With the heat exchanger operatively installed in an upflow furnace, the inlet of a draft inducer fan is connected to the outlet manifold and burner flames are flowed into the open inlet ends of the primary inlet tubes. Operation of the draft inducer fan draws hot burner combustion products sequentially through the primary inlet tubes, the inlet manifold, the serpentined flow transfer tubes, and the outlet manifold for discharge by the fan to a suitable vent stack.
As originally envisioned, the compact heat exchanger illustrated and described in U.S. application Ser. No. 415,121, now U.S. Pat. No. 4,974,579, was to be fabricated utilizing a generally conventional welding process to join the sections of each of its manifolds, and to secure the primary inlet tubes and the flow transfer tubes to the manifolds.
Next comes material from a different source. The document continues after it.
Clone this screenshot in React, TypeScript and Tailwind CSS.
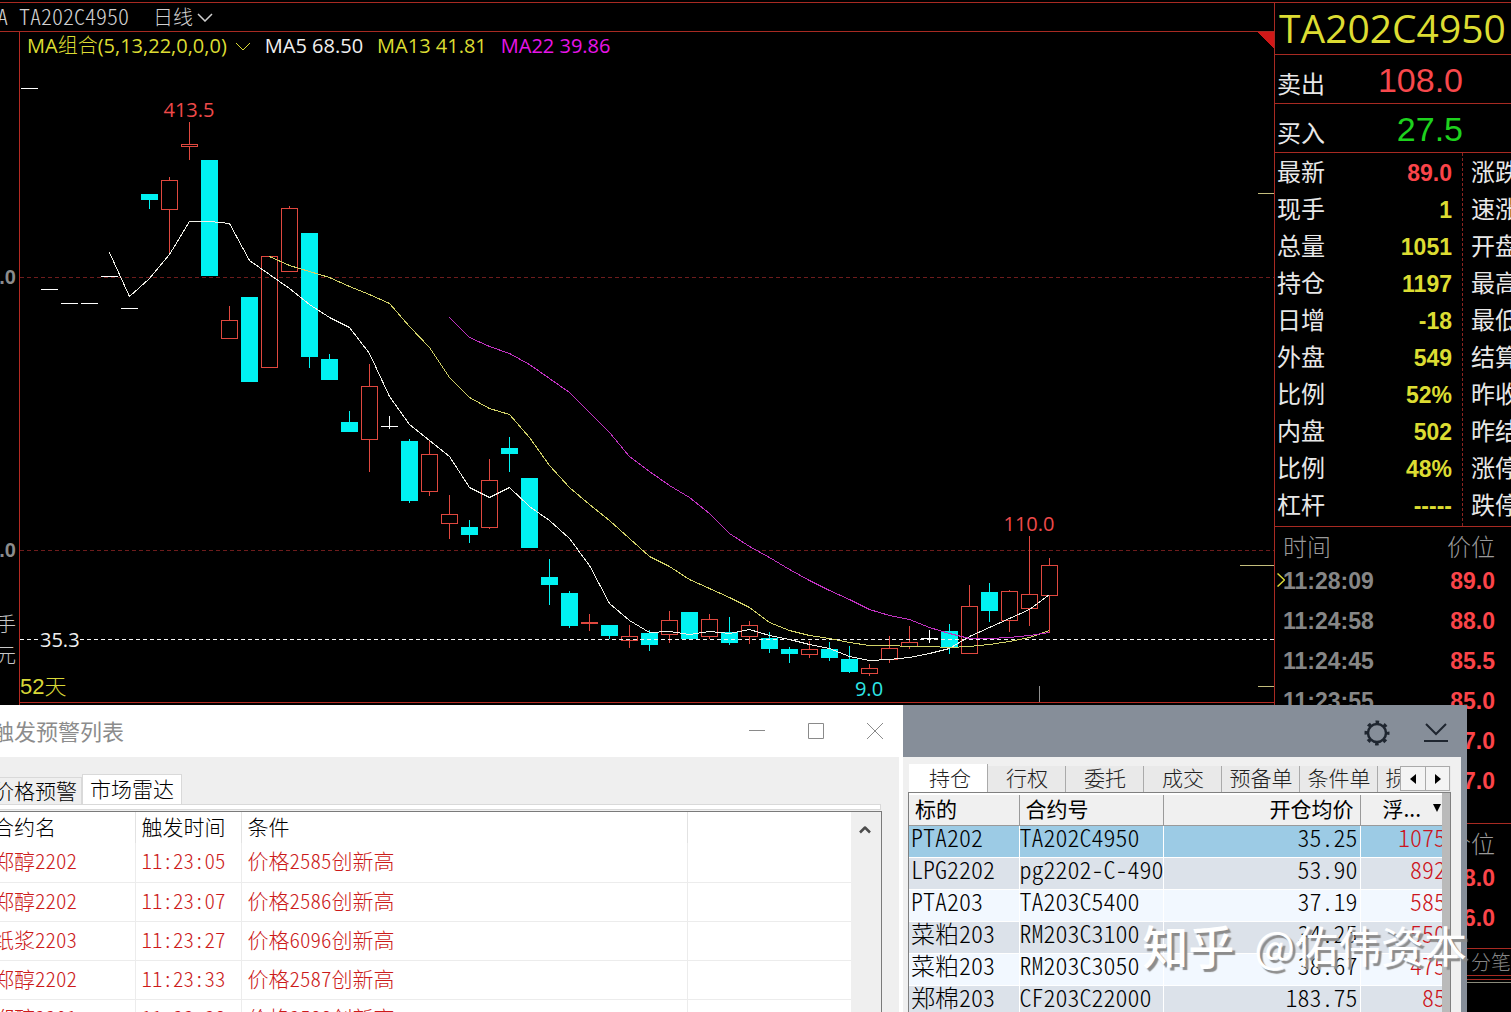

In subsequent further development of the heat exchanger, however, it has become desirable to even further reduce its overall construction cost by essentially eliminating the need to form weld joints therein. It is accordingly an object of the present invention to provide a compact furnace heat exchanger which is similar in configuration and operation to the heat exchanger just described, but which is assembled essentially without using a welding process to join or form its components.